Our slogan is that our support is “unconditional but not uncritical”. Socialist revolutionaries do not agree with Hamas over class politics, women’s and LGBTIQ+ rights and many other questions.
But we don’t make our support for Hamas against Zionism and imperialism conditional on their adoption of a socialist position around these issues.
We are for the Palestinian resistance always and everywhere, even if it does not accept our views on other matters. Anything less is a collapse into pro-imperialism.
Today much of the left says it can’t support the resistance because Hamas is “backward” or uses violence. The Russian revolutionary Vladimir Lenin faced the same argument in 1916 when the Irish Republicans rose against British rule. They used armed struggle, and many of those involved were heavily influenced by religion and cross-class nationalism.
But Lenin pointed out, “To imagine that social revolution is conceivable without revolts by small nations in the colonies and in Europe, without revolutionary outbursts by a section of the petty bourgeoisie with all its prejudices, is to repudiate social revolution.
“So one army lines up in one place and says, ‘We are for socialism’, and another, somewhere else and says, ‘We are for imperialism’, and that will be a social revolution!
“Whoever expects a ‘pure’ social revolution will never live to see it.
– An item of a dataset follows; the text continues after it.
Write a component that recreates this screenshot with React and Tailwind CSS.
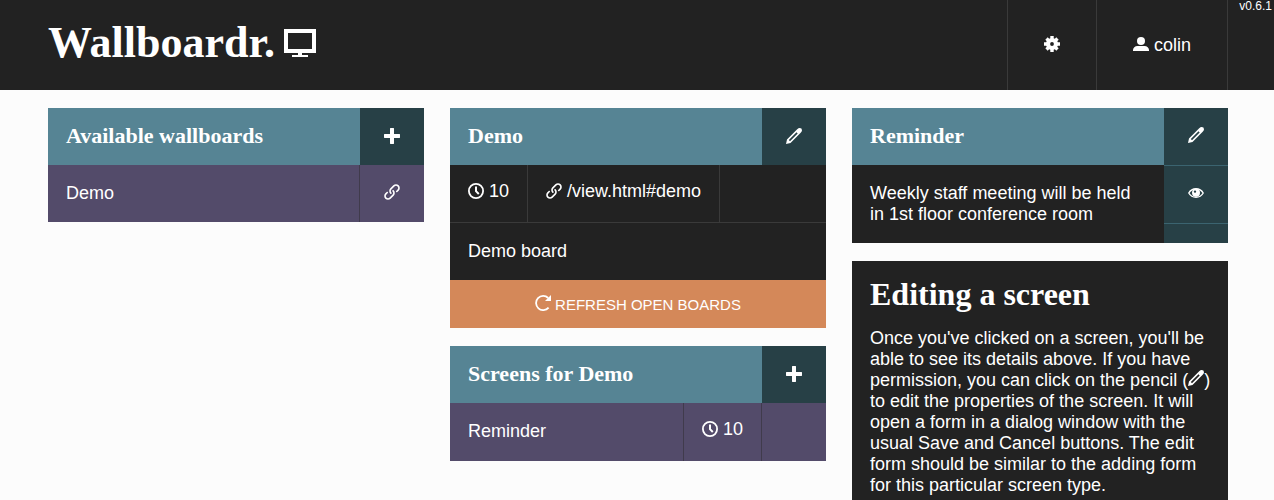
import React from "react";
import { ImLink, ImPlus } from "react-icons/im";

const serif = "font-['Liberation_Serif',serif] font-bold";

function DisplayIcon() {
  return (
    <svg viewBox="0 0 16 16" className="size-8 shrink-0" fill="currentColor" aria-hidden="true">
      <path fillRule="evenodd" d="M0 1h16v12H9v1h3v1H4v-1h3v-1H0zM2 3v8h12V3z" />
    </svg>
  );
}

function GearIcon() {
  return (
    <svg viewBox="0 0 16 16" className="size-4" fill="none" stroke="currentColor" aria-hidden="true">
      <circle cx="8" cy="8" r="4" strokeWidth="4.2" />
      <path strokeWidth="3.4" d="M8 0v4M8 12v4M0 8h4M12 8h4M2.500 2.500l2.600 2.600M10.900 10.900l2.600 2.600M13.500 2.500l-2.600 2.600M5.100 10.900l-2.600 2.600" />
    </svg>
  );
}

function UserIcon() {
  return (
    <svg viewBox="0 0 16 16" className="size-4" fill="currentColor" aria-hidden="true">
      <circle cx="8" cy="4" r="4" />
      <path d="M0 14v-1C0 10.800 2 9 4.500 9h7c2.500 0 4.500 1.800 4.500 4v1z" />
    </svg>
  );
}

function PencilIcon({ className = "size-4" }) {
  return (
    <svg viewBox="0 0 16 16" className={className} fill="currentColor" aria-hidden="true">
      <path
        fillRule="evenodd"
        d="M0 16l1-4.500L11.200 1.300C12 .4 12.900 0 13.700 0A2.300 2.300 0 0 1 16 2.300c0 .8-.4 1.700-1.300 2.500L4.500 15zM4 13.200l7.700-7.700-1.200-1.200L2.800 12z"
      />
    </svg>
  );
}

function ClockIcon() {
  return (
    <svg viewBox="0 0 16 16" className="size-4" fill="none" stroke="currentColor" aria-hidden="true">
      <circle cx="8" cy="8" r="7.100" strokeWidth="1.800" />
      <path d="M8 3.500V8.200L10.800 11" strokeWidth="2" />
    </svg>
  );
}

function RefreshIcon() {
  return (
    <svg viewBox="0 0 16 16" className="size-4" fill="none" aria-hidden="true">
      <path d="M13.600 12.600A7.100 7.100 0 1 1 13.200 3" stroke="currentColor" strokeWidth="1.800" />
      <path d="M16 0v6h-6z" fill="currentColor" />
    </svg>
  );
}

function EyeIcon() {
  return (
    <svg viewBox="0 0 16 16" className="size-4" aria-hidden="true">
      <path d="M.8 8C2.500 5 5 3.700 8 3.700S13.500 5 15.200 8C13.500 11 11 12.300 8 12.300S2.500 11 .8 8z" fill="none" stroke="currentColor" strokeWidth="1.400" />
      <path fillRule="evenodd" fill="currentColor" d="M8 3.800a4 4 0 1 0 0 8 4 4 0 0 0 0-8zM7 5.400a1.200 1.200 0 1 1 0 2.400 1.200 1.200 0 0 1 0-2.400z" />
    </svg>
  );
}

function PanelTitle({ children }) {
  return (
    <h2 className={`${serif} flex h-[57px] min-w-0 flex-1 items-center bg-[#568494] px-[18px] pb-0.5 text-[22px] leading-[21px]`}>
      {children}
    </h2>
  );
}

function PanelAction({ label, children }) {
  return (
    <button type="button" aria-label={label} className="flex h-[57px] w-16 shrink-0 items-center justify-center bg-[#274046] pb-0.5">
      {children}
    </button>
  );
}

function Duration({ value }) {
  return (
    <span className="flex items-center gap-[5px] leading-5">
      <ClockIcon />
      {value}
    </span>
  );
}

export default function App() {
  return (
    <div className="min-h-screen bg-[#fcfcfc] font-['Liberation_Sans',sans-serif] text-[18px] leading-[21px] text-white">
      <header className="relative flex h-[90px] bg-[#222] pr-[46px] pl-12">
        <h1 className={`${serif} mr-auto flex items-center gap-[9px] pb-1 text-[44px] leading-[48px]`}>
          Wallboardr.
          <DisplayIcon />
        </h1>
        <nav className="flex">
          <button type="button" aria-label="Settings" className="flex items-center border-l border-[#3a3a3a] px-9 pb-0.5">
            <GearIcon />
          </button>
          <a href="#user" className="flex items-center gap-[5px] border-x border-[#3a3a3a] px-9">
            <UserIcon />
            colin
          </a>
        </nav>
        <span className="absolute top-0 right-0.5 text-[12px] leading-[13px]">v0.6.1</span>
      </header>

      <main className="grid grid-cols-3 items-start gap-[26px] pt-[18px] pr-[46px] pl-12">
        <section>
          <div className="flex">
            <PanelTitle>Available wallboards</PanelTitle>
            <PanelAction label="Add wallboard"><ImPlus className="size-4" /></PanelAction>
          </div>
          <div className="flex h-[57px] bg-[#534b6a]">
            <a href="#demo" className="flex flex-1 items-center px-[18px]">Demo</a>
            <a href="#link" aria-label="Open Demo" className="flex w-[65px] items-center justify-center border-l border-[#403b4c] pb-1">
              <ImLink className="size-4" />
            </a>
          </div>
        </section>

        <div className="flex flex-col gap-[18px]">
          <section className="bg-[#222]">
            <div className="flex">
              <PanelTitle>Demo</PanelTitle>
              <PanelAction label="Edit board"><PencilIcon /></PanelAction>
            </div>
            <div className="flex h-[58px] border-b border-[#3a3a3a]">
              <div className="flex items-start border-r border-[#3a3a3a] px-[18px] pt-4"><Duration value="10" /></div>
              <a href="#demo" className="flex items-start border-r border-[#3a3a3a] px-[18px] pt-4">
                <span className="flex items-center gap-[5px] leading-5">
                  <ImLink className="size-4" />
                  /view.html#demo
                </span>
              </a>
            </div>
            <p className="p-[18px]">Demo board</p>
            <button type="button" className="flex h-12 w-full items-center justify-center gap-1 bg-[#d48859] text-[15px] uppercase">
              <span className="pb-0.5"><RefreshIcon /></span>
              Refresh open boards
            </button>
          </section>

          <section>
            <div className="flex">
              <PanelTitle>Screens for Demo</PanelTitle>
              <PanelAction label="Add screen"><ImPlus className="size-4" /></PanelAction>
            </div>
            <div className="flex h-[58px] bg-[#534b6a]">
              <a href="#reminder" className="flex-1 px-[18px] pt-[18px]">Reminder</a>
              <div className="flex items-start border-l border-[#403b4c] px-[18px] pt-4"><Duration value="10" /></div>
              <div className="w-[65px] border-l border-[#403b4c]" />
            </div>
          </section>
        </div>

        <div className="flex flex-col gap-[18px]">
          <section className="flex bg-[#222]">
            <div className="flex min-w-0 flex-1 flex-col">
              <div className="flex"><PanelTitle>Reminder</PanelTitle></div>
              <p className="p-[18px]">Weekly staff meeting will be held in 1st floor conference room</p>
            </div>
            <div className="w-16 shrink-0 bg-[#274046]">
              <button type="button" aria-label="Edit screen" className="flex h-[58px] w-full items-center justify-center border-b border-[#3b6470] pb-1">
                <PencilIcon />
              </button>
              <button type="button" aria-label="Preview screen" className="flex h-[58px] w-full items-center justify-center border-b border-[#3b6470] pb-1">
                <EyeIcon />
              </button>
            </div>
          </section>

          <article className="bg-[#222] p-[18px] pr-4">
            <h2 className={`${serif} mb-[18px] text-[32px] leading-[31px]`}>Editing a screen</h2>
            <p>
              Once you've clicked on a screen, you'll be able to see its details above. If you have permission, you can
              click on the pencil (<PencilIcon className="inline size-4 align-baseline" />) to edit the properties of the
              screen. It will open a form in a dialog window with the usual Save and Cancel buttons. The edit form should
              be similar to the adding form for this particular screen type.
            </p>
          </article>
        </div>
      </main>
    </div>
  );
}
Such a person pays lip-service to revolution without understanding what revolution is.”
We are in unconditional support of anti-imperialist revolt even when it’s tough to do so.
Our criticism is not that of detached observers. We want to see real victories over imperialism and the capitalist system that produces it. Overcoming the imperial might of states like Israel or the United States won’t happen just through military resistance or guerrilla tactics.
There has to be a wider strategy in place to tear up the systems that are rooted in violence. Crucial to that strategy is class struggle. Turning resistance into a socialist revolution that can topple a system that creates unimaginable levels of brutality and violence is the only way to win complete change.